Ads in ChatGPT: waiting for the first domino
OpenAI has reportedly pulled back on ad rollout plans, but the real story is timing. Sean Frank, founder of Ridge, reported that ChatGPT referrals convert at 12 percent, roughly ten times better than typical ecommerce conversion rates of 1 to 2 percent. The intent signal from ChatGPT users is extraordinarily strong. They have already done product research and are ready to buy.
That conversion gap is precisely why both Google and OpenAI will eventually run ads. The question is who moves first. Ben Thompson, Eric Soufford, and others have signaled support for monetization, but the first ad in a chat app will be screenshotted and shared globally. Neither company wants that headline. Google might let OpenAI take the hit first, a rational game of chicken where OpenAI, under capital pressure, breaks first.
Google could run ads at a loss to force competitors into monetizing, but Google has historically resisted price wars. It didn't wage one against AWS and Azure, instead competing on functionality and integration. The ad infrastructure and customer relationships already exist at Google. Running loss-leader ads costs less there than at OpenAI.
Sam Altman's rocket bet
OpenAI's CEO explored acquiring or partnering with a rocket company to compete with Elon Musk's SpaceX. Discussions with Stokes Space, valued at $2 billion as of October, picked up in fall but are no longer active. The Journal reports Altman wanted a controlling stake and was willing to invest billions over time.
This is OpenAI's tenth competitive front. The company is burning capital on multiple bets simultaneously across space infrastructure, robotics, and consumer hardware before achieving profitability. Uber and Amazon both burned heavily before becoming cash-flow positive, but their burn was measured in billions, not the $140 billion OpenAI is projected to consume before turning a profit, per a Deutsche Bank chart cited by Joe Weisenthal. Investors worry Altman is trying to own the full stack: chips, data centers, rockets, and eventually the sand to make the chips. Bezos, who has Blue Origin and Rivian but lacks a major AI bet, would seem a natural ally, yet no partnership emerged.

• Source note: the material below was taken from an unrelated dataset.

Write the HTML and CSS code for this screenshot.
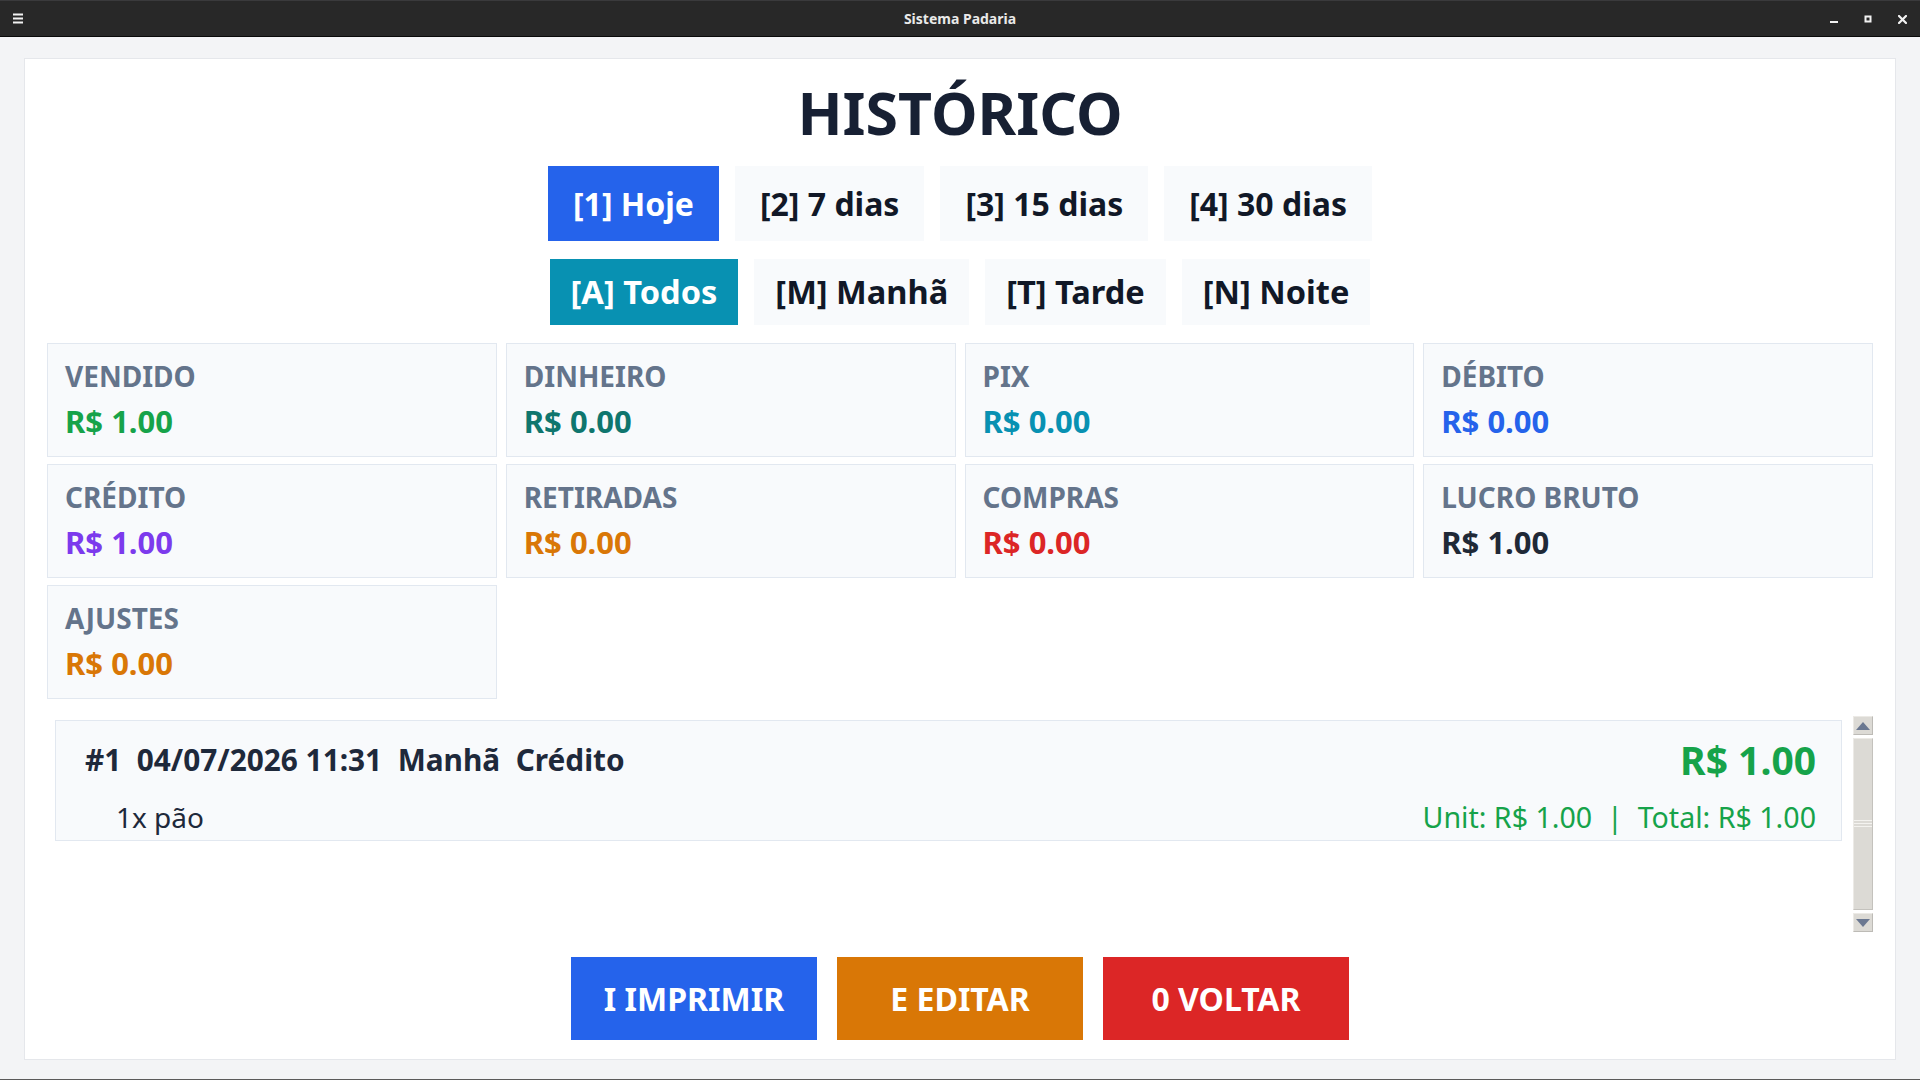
FILE: index.html
```html
<!DOCTYPE html>
<html lang="pt-BR">
<head>
  <meta charset="UTF-8">
  <meta name="viewport" content="width=device-width, initial-scale=1.0">
  <title>Sistema Padaria</title>
  <link rel="stylesheet" href="styles.css">
</head>
<body>
  <div class="titlebar">
    <div class="tb-left">
      <svg class="tb-menu" width="10" height="11" viewBox="0 0 10 11">
        <rect x="0" y="0.5" width="10" height="2" fill="#f2f2f2"/>
        <rect x="0" y="4.5" width="10" height="2" fill="#f2f2f2"/>
        <rect x="0" y="8.5" width="10" height="2" fill="#f2f2f2"/>
      </svg>
    </div>
    <div class="tb-title">Sistema Padaria</div>
    <div class="tb-controls">
      <span class="tb-btn">
        <svg width="8" height="8" viewBox="0 0 8 8"><rect x="0" y="6" width="8" height="2" fill="#f2f2f2"/></svg>
      </span>
      <span class="tb-btn">
        <svg width="8" height="8" viewBox="0 0 8 8"><rect x="1.5" y="1.5" width="5" height="5" fill="none" stroke="#f2f2f2" stroke-width="2"/></svg>
      </span>
      <span class="tb-btn">
        <svg width="9" height="9" viewBox="0 0 9 9"><path d="M1 1 L8 8 M8 1 L1 8" stroke="#f2f2f2" stroke-width="2.2" stroke-linecap="square"/></svg>
      </span>
    </div>
  </div>

  <div class="window">
    <div class="panel">
      <h1 class="title">HISTÓRICO</h1>

      <div class="tabs tabs-period">
        <button class="tab active">[1] Hoje</button>
        <button class="tab">[2] 7 dias</button>
        <button class="tab">[3] 15 dias</button>
        <button class="tab">[4] 30 dias</button>
      </div>

      <div class="tabs tabs-shift">
        <button class="tab active">[A] Todos</button>
        <button class="tab">[M] Manhã</button>
        <button class="tab">[T] Tarde</button>
        <button class="tab">[N] Noite</button>
      </div>

      <div class="stats">
        <div class="stat">
          <div class="stat-label">VENDIDO</div>
          <div class="stat-value green">R$ 1.00</div>
        </div>
        <div class="stat">
          <div class="stat-label">DINHEIRO</div>
          <div class="stat-value teal">R$ 0.00</div>
        </div>
        <div class="stat">
          <div class="stat-label">PIX</div>
          <div class="stat-value cyan">R$ 0.00</div>
        </div>
        <div class="stat">
          <div class="stat-label">DÉBITO</div>
          <div class="stat-value blue">R$ 0.00</div>
        </div>
        <div class="stat">
          <div class="stat-label">CRÉDITO</div>
          <div class="stat-value purple">R$ 1.00</div>
        </div>
        <div class="stat">
          <div class="stat-label">RETIRADAS</div>
          <div class="stat-value orange">R$ 0.00</div>
        </div>
        <div class="stat">
          <div class="stat-label">COMPRAS</div>
          <div class="stat-value red">R$ 0.00</div>
        </div>
        <div class="stat">
          <div class="stat-label">LUCRO BRUTO</div>
          <div class="stat-value dark">R$ 1.00</div>
        </div>
        <div class="stat">
          <div class="stat-label">AJUSTES</div>
          <div class="stat-value orange">R$ 0.00</div>
        </div>
      </div>

      <div class="list">
        <div class="list-canvas">
          <div class="sale">
            <div class="sale-row">
              <span class="sale-head">#1  04/07/2026 11:31  Manhã  Crédito</span>
              <span class="sale-total">R$ 1.00</span>
            </div>
            <div class="sale-row sale-line">
              <span class="sale-item">1x pão</span>
              <span class="sale-detail">Unit: R$ 1.00  |  Total: R$ 1.00</span>
            </div>
          </div>
        </div>
        <div class="scrollbar">
          <div class="sb-arrow">
            <svg width="14" height="8" viewBox="0 0 14 8"><path d="M0 8 L7 0 L14 8 Z" fill="#6b7891"/></svg>
          </div>
          <div class="sb-thumb">
            <span class="sb-grip"></span>
          </div>
          <div class="sb-arrow">
            <svg width="14" height="8" viewBox="0 0 14 8"><path d="M0 0 L14 0 L7 8 Z" fill="#6b7891"/></svg>
          </div>
        </div>
      </div>

      <div class="actions">
        <button class="action action-print">I IMPRIMIR</button>
        <button class="action action-edit">E EDITAR</button>
        <button class="action action-back">0 VOLTAR</button>
      </div>
    </div>
  </div>
</body>
</html>
```

FILE: styles.css
```css
html, body {
  margin: 0;
  height: 100%;
}
body {
  font-family: "Noto Sans", "Open Sans", sans-serif;
  background: #f3f4f6;
  color: #1e293b;
  display: flex;
  flex-direction: column;
  overflow: hidden;
  border-bottom: 1px solid #5a5a5a;
  box-sizing: border-box;
}

/* window title bar */
.titlebar {
  height: 35px;
  flex: none;
  display: grid;
  grid-template-columns: 1fr auto 1fr;
  align-items: center;
  background: #282828;
  border-top: 1px solid #3a3a3c;
  border-bottom: 1px solid #0a0a0a;
  box-sizing: content-box;
}
.tb-left {
  padding-left: 13px;
  display: flex;
  align-items: center;
}
.tb-menu {
  display: block;
}
.tb-title {
  font-size: 14px;
  font-weight: 700;
  color: #e9e9e9;
}
.tb-controls {
  display: flex;
  justify-content: flex-end;
  padding-right: 1px;
}
.tb-btn {
  width: 34px;
  display: flex;
  justify-content: center;
  align-items: center;
  padding-top: 1px;
}
.tb-btn svg {
  display: block;
}

/* main panel */
.window {
  flex: 1;
  padding: 21px 24px 19px;
  display: flex;
  flex-direction: column;
}
.panel {
  flex: 1;
  background: #fff;
  border: 1px solid #e5e7eb;
  padding: 14px 22px 19px;
  display: flex;
  flex-direction: column;
}
.title {
  margin: 0;
  text-align: center;
  font-size: 59px;
  line-height: 79px;
  font-weight: 700;
  color: #172033;
}

.tabs {
  display: flex;
  justify-content: center;
  gap: 16px;
}
.tabs-period {
  margin-top: 14px;
}
.tabs-shift {
  margin-top: 18px;
}
.tab {
  font-family: inherit;
  font-size: 32px;
  font-weight: 700;
  line-height: 43px;
  border: 0;
  border-radius: 0;
  background: #f8fafc;
  color: #111827;
  padding: 16px 25px;
  cursor: pointer;
}
.tabs-shift .tab {
  font-size: 32.6px;
  line-height: 44px;
  padding: 11px 21px;
}
.tabs-period .tab.active {
  background: #2563eb;
  color: #fff;
}
.tabs-shift .tab.active {
  background: #0891b2;
  color: #fff;
}

/* summary cards */
.stats {
  margin-top: 18px;
  display: grid;
  grid-template-columns: repeat(4, 1fr);
  column-gap: 9px;
  row-gap: 7px;
}
.stat {
  background: #f8fafc;
  border: 1px solid #e2e8f0;
  padding: 13px 17px 14px;
}
.stat-label {
  font-size: 28px;
  line-height: 38px;
  font-weight: 700;
  color: #64748b;
}
.stat-value {
  margin-top: 5px;
  font-size: 31px;
  line-height: 42px;
  font-weight: 700;
}
.green { color: #16a34a; }
.teal { color: #0f766e; }
.cyan { color: #0891b2; }
.blue { color: #2563eb; }
.purple { color: #7c3aed; }
.orange { color: #d97706; }
.red { color: #dc2626; }
.dark { color: #1f2937; }

/* sales list */
.list {
  margin-top: 17px;
  height: 216px;
  display: flex;
}
.list-canvas {
  flex: 1;
  padding: 4px 0 0 8px;
}
.sale {
  background: #f8fafc;
  border: 1px solid #e2e8f0;
  padding: 12px 25px 4px 29px;
}
.sale-row {
  display: flex;
  justify-content: space-between;
  align-items: center;
}
.sale-line {
  margin-top: 12px;
}
.sale-head {
  white-space: pre;
  font-size: 29.8px;
  line-height: 41px;
  font-weight: 700;
  color: #1e293b;
}
.sale-total {
  font-size: 39px;
  line-height: 53px;
  font-weight: 700;
  color: #16a34a;
}
.sale-item {
  padding-left: 31px;
  font-size: 28px;
  line-height: 38px;
  color: #1e293b;
}
.sale-detail {
  white-space: pre;
  font-size: 28.6px;
  line-height: 38px;
  color: #16a34a;
}

.scrollbar {
  width: 20px;
  margin-left: 11px;
  display: flex;
  flex-direction: column;
  gap: 3px;
}
.sb-arrow {
  height: 19px;
  background: #dcdad5;
  border: 1px solid #eceae6;
  border-right-color: #bdbbb6;
  border-bottom-color: #bdbbb6;
  box-sizing: border-box;
  display: flex;
  justify-content: center;
  align-items: center;
}
.sb-thumb {
  flex: 1;
  background: #dcdad5;
  border: 1px solid #eceae6;
  border-right-color: #c4c2bd;
  border-bottom-color: #c4c2bd;
  display: flex;
  align-items: center;
  justify-content: center;
}
.sb-grip {
  width: 100%;
  height: 9px;
  background: repeating-linear-gradient(#f4f3f0 0 1px, #dcdad5 1px 3px);
}

/* bottom actions */
.actions {
  margin-top: 25px;
  display: flex;
  justify-content: center;
  gap: 20px;
}
.action {
  width: 246px;
  height: 83px;
  border: 0;
  border-radius: 0;
  font-family: inherit;
  font-size: 32px;
  font-weight: 700;
  color: #fff;
  cursor: pointer;
}
.action-print { background: #2563eb; }
.action-edit { background: #d97706; }
.action-back { background: #dc2626; }
```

Space data centers solve a political problem. They remove the local electricity bill and water use complaints that plague terrestrial facilities. But skeptics note that every time space data center concepts go viral, people dismiss them as physics-defying fantasies, even as many players quietly explore them. The real barrier is capital and regulatory approval, not technological implausibility.
The unsigned $100 billion deal
Nvidia's $100 billion OpenAI mega-deal remains unsigned two months after its announcement. Nvidia disclosed in earnings that it's in letter of intent phase, not fully executed. This likely reflects the economics of how Nvidia discounts chips in exchange for equity upside. Dylan Patel calculated the effective discount at roughly 30 percent. Jensen Huang's appearance on Joe Rogan shortly after suggested a defensive posture. He's fighting to keep OpenAI on Nvidia GPUs while Google pushes TPUs and OpenAI openly explores alternatives.
The deal will probably close in some form. But Huang can't afford to signal that Nvidia is betting its future on a single customer.